AKP iktidarı döneminde Yunanistan'la yalancı bahar yaşandı. Sayın Erdoğan ailece samimi görüntüler verdi, basının önünde. Sonuçta ne değişti. Şunun iyi bilinmesi gerekir; her devlet Türkiye gibi geçmişinin üzerine bir çizgi çekip, üzerine bir bardak su içmez. Dış politikadaki kırmızı çizgiler, kalemle çizilmemiş ki silinip süpürülsün. Yunanistan diplomatik olarak görüntüde samimi de davransa, esasta devlet politikasını uygulamaktan bir adım geri gitmemiştir. İspat mı istiyorsunuz, işte Selanik'te açılan Pontus Rum anıtı. Bu "anıt', Yunanistan Parlamentosunun, 1994 yılında, 19 Mayıs gününü sözde Pontus Rum soykırımını anma günü ilan etmelerinin devamı niteliğinde. Yani bundan sonra olacakları bekleyin anlamına da geliyor. Yalnız Kıbrıs değil, sırada İstanbul var, sırada Karadeniz var; yani sırada Türkiye var mesajı veriliyor. Bir başka ifade ile önce Kıbrıs'ın Yunanistan'a ilhakı olan ENOSİS tutkusu, ardından MEGALO İDEA Büyük Yunanistan hevesi.

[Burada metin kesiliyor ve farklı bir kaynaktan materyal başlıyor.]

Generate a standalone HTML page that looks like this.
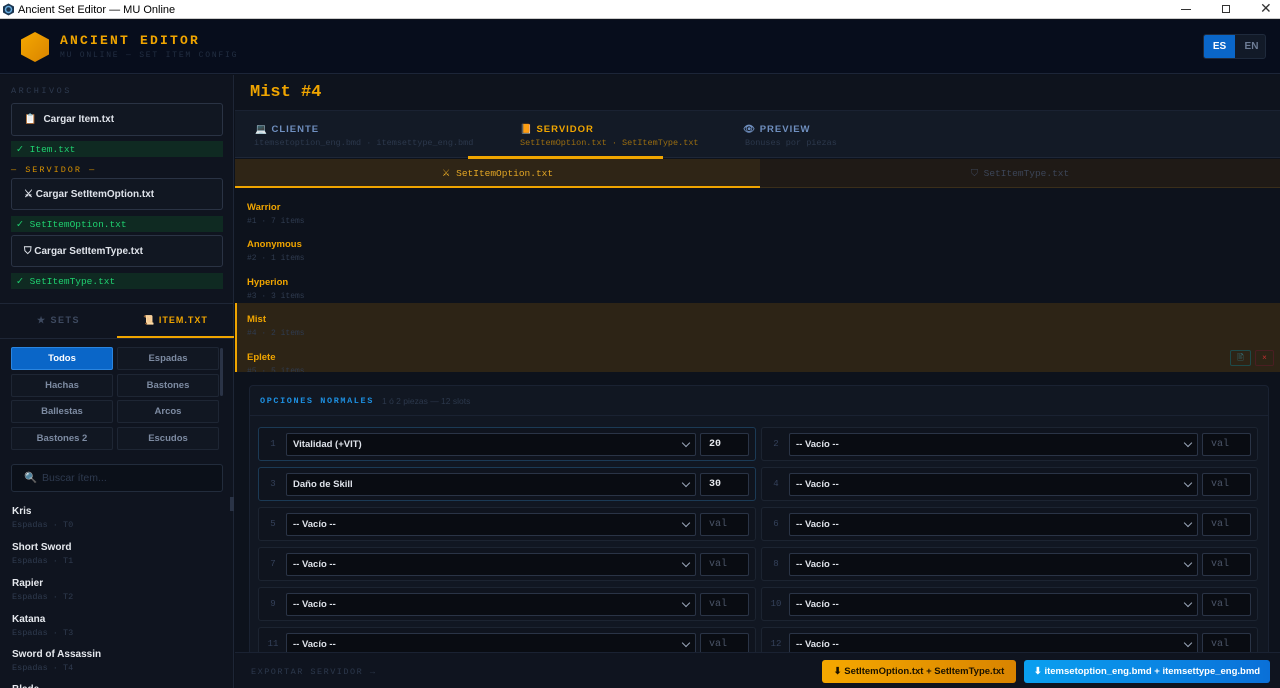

Daha yeni doğmuşken, daha annesini bile tanıyamadan doğumunun haftasında katledilen bebeklerin, yürümeye takati olmayan yaşlıların toplu olarak soykırım girişimine tabi tutulmasının üzerinden çok zaman bile geçmedi daha. Rumlar ilk defa katliam girişiminde bulunmuyordu. Daha önce de Türk'lere yönelik Girit'te katliam yapmışlardı. O zaman da binlerce Türk katledilmişti. O zaman da batılı kör olmuştu, sağır olmuştu, dilsiz olmuştu. Dünyanın neresinde Türklere karşı Müslümanlara karşı bir katliam yapılsa, hep aynı tavrı takınırlardı, zaten. Sayın Başbakan bunları da mı bilmiyordu. Bir zamanlar Türk adası olan Girit'in entrikalarla elimizden çıkışı ne de çabuk unutuldu. Oysa devlet adamının hafızasının unutma lüksü yoktur.
İnşallah Sayın Erdoğan bu kadar gelişmeden sonra ayıkmıştır. AB sürecinde istenen diyetlerden birisi olan Kıbrıs konusunda, bu güne kadar milli bir politika ortaya konmamış iken, şimdiden sonra milli davamız olan Kıbrıs'a ve Kıbrıslıya sahip çıkılmalıdır.
Unutulmamalıdır ki, bu gün Girit'te bir tane bile Türk yaşamamaktadır.